EXERCISE AIM —
Return the listing below unchanged, minus its pictures.

MATERIAL —
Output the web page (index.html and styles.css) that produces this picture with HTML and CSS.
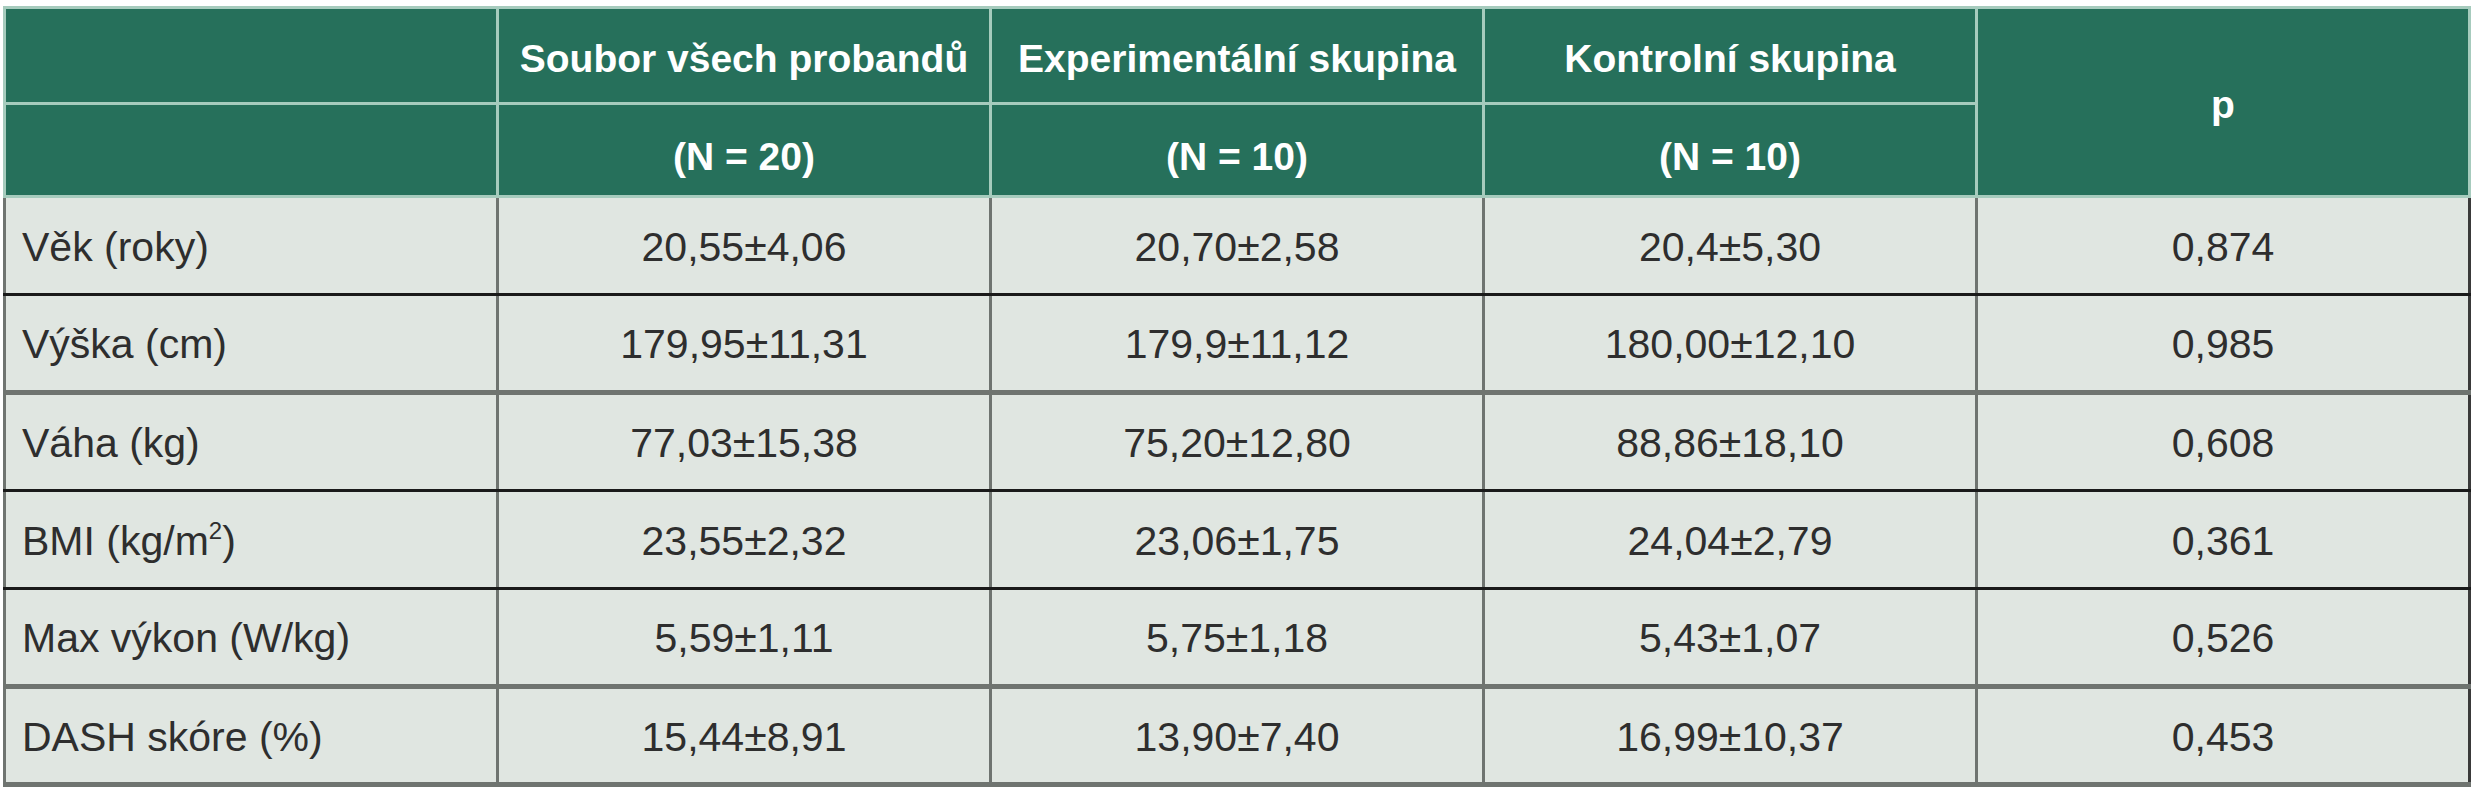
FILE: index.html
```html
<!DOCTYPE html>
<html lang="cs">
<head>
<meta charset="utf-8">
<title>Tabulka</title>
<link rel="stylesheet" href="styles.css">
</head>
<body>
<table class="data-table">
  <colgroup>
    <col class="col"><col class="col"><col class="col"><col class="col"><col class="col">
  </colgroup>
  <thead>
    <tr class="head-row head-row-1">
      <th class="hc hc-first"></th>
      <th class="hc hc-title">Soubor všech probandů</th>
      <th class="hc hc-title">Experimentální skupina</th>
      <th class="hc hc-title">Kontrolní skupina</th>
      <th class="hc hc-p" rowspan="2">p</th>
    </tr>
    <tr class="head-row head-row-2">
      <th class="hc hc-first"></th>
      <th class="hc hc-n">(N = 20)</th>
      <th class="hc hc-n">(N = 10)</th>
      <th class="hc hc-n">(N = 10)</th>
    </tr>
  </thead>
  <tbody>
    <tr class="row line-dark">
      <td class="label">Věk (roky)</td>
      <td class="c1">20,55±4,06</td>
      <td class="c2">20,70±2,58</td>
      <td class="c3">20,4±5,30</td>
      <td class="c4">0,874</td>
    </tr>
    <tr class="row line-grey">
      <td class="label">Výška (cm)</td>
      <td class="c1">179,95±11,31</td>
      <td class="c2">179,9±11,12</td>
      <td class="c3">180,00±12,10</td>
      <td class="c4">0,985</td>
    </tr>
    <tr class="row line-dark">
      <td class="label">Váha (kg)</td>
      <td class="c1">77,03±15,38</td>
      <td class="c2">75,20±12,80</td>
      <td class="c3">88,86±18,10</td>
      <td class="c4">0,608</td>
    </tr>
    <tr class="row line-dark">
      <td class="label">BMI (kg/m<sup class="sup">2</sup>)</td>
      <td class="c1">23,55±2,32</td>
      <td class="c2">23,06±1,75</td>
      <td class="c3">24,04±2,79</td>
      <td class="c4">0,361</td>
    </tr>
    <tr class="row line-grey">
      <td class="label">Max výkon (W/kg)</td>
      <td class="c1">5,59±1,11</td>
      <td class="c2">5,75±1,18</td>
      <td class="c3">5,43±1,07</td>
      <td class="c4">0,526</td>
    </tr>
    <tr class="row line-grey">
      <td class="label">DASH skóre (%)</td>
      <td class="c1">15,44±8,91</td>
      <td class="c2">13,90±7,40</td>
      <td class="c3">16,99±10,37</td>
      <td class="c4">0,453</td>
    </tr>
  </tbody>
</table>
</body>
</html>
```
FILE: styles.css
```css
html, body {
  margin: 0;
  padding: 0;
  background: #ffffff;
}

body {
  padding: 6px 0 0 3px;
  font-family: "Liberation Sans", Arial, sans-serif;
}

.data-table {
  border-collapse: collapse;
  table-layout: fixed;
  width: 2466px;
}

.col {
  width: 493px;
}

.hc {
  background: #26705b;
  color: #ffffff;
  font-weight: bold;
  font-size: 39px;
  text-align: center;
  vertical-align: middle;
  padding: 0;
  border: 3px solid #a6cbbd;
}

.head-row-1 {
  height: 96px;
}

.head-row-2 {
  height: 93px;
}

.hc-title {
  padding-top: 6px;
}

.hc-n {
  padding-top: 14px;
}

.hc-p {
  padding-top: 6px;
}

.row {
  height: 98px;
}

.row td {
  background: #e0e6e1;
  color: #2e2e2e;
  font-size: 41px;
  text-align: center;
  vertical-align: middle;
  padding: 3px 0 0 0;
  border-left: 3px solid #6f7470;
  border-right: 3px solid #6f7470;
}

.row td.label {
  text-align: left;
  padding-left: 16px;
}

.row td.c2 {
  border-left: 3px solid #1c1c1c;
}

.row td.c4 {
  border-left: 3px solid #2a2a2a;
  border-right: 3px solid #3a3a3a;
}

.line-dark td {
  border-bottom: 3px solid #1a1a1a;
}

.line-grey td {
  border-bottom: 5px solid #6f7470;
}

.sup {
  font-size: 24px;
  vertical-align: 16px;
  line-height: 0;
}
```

FINAL ANSWER —
Output the web page (index.html and styles.css) that produces this picture with HTML and CSS.
FILE: index.html
```html
<!DOCTYPE html>
<html lang="cs">
<head>
<meta charset="utf-8">
<title>Tabulka</title>
<link rel="stylesheet" href="styles.css">
</head>
<body>
<table class="data-table">
  <colgroup>
    <col class="col"><col class="col"><col class="col"><col class="col"><col class="col">
  </colgroup>
  <thead>
    <tr class="head-row head-row-1">
      <th class="hc hc-first"></th>
      <th class="hc hc-title">Soubor všech probandů</th>
      <th class="hc hc-title">Experimentální skupina</th>
      <th class="hc hc-title">Kontrolní skupina</th>
      <th class="hc hc-p" rowspan="2">p</th>
    </tr>
    <tr class="head-row head-row-2">
      <th class="hc hc-first"></th>
      <th class="hc hc-n">(N = 20)</th>
      <th class="hc hc-n">(N = 10)</th>
      <th class="hc hc-n">(N = 10)</th>
    </tr>
  </thead>
  <tbody>
    <tr class="row line-dark">
      <td class="label">Věk (roky)</td>
      <td class="c1">20,55±4,06</td>
      <td class="c2">20,70±2,58</td>
      <td class="c3">20,4±5,30</td>
      <td class="c4">0,874</td>
    </tr>
    <tr class="row line-grey">
      <td class="label">Výška (cm)</td>
      <td class="c1">179,95±11,31</td>
      <td class="c2">179,9±11,12</td>
      <td class="c3">180,00±12,10</td>
      <td class="c4">0,985</td>
    </tr>
    <tr class="row line-dark">
      <td class="label">Váha (kg)</td>
      <td class="c1">77,03±15,38</td>
      <td class="c2">75,20±12,80</td>
      <td class="c3">88,86±18,10</td>
      <td class="c4">0,608</td>
    </tr>
    <tr class="row line-dark">
      <td class="label">BMI (kg/m<sup class="sup">2</sup>)</td>
      <td class="c1">23,55±2,32</td>
      <td class="c2">23,06±1,75</td>
      <td class="c3">24,04±2,79</td>
      <td class="c4">0,361</td>
    </tr>
    <tr class="row line-grey">
      <td class="label">Max výkon (W/kg)</td>
      <td class="c1">5,59±1,11</td>
      <td class="c2">5,75±1,18</td>
      <td class="c3">5,43±1,07</td>
      <td class="c4">0,526</td>
    </tr>
    <tr class="row line-grey">
      <td class="label">DASH skóre (%)</td>
      <td class="c1">15,44±8,91</td>
      <td class="c2">13,90±7,40</td>
      <td class="c3">16,99±10,37</td>
      <td class="c4">0,453</td>
    </tr>
  </tbody>
</table>
</body>
</html>
```
FILE: styles.css
```css
html, body {
  margin: 0;
  padding: 0;
  background: #ffffff;
}

body {
  padding: 6px 0 0 3px;
  font-family: "Liberation Sans", Arial, sans-serif;
}

.data-table {
  border-collapse: collapse;
  table-layout: fixed;
  width: 2466px;
}

.col {
  width: 493px;
}

.hc {
  background: #26705b;
  color: #ffffff;
  font-weight: bold;
  font-size: 39px;
  text-align: center;
  vertical-align: middle;
  padding: 0;
  border: 3px solid #a6cbbd;
}

.head-row-1 {
  height: 96px;
}

.head-row-2 {
  height: 93px;
}

.hc-title {
  padding-top: 6px;
}

.hc-n {
  padding-top: 14px;
}

.hc-p {
  padding-top: 6px;
}

.row {
  height: 98px;
}

.row td {
  background: #e0e6e1;
  color: #2e2e2e;
  font-size: 41px;
  text-align: center;
  vertical-align: middle;
  padding: 3px 0 0 0;
  border-left: 3px solid #6f7470;
  border-right: 3px solid #6f7470;
}

.row td.label {
  text-align: left;
  padding-left: 16px;
}

.row td.c2 {
  border-left: 3px solid #1c1c1c;
}

.row td.c4 {
  border-left: 3px solid #2a2a2a;
  border-right: 3px solid #3a3a3a;
}

.line-dark td {
  border-bottom: 3px solid #1a1a1a;
}

.line-grey td {
  border-bottom: 5px solid #6f7470;
}

.sup {
  font-size: 24px;
  vertical-align: 16px;
  line-height: 0;
}
```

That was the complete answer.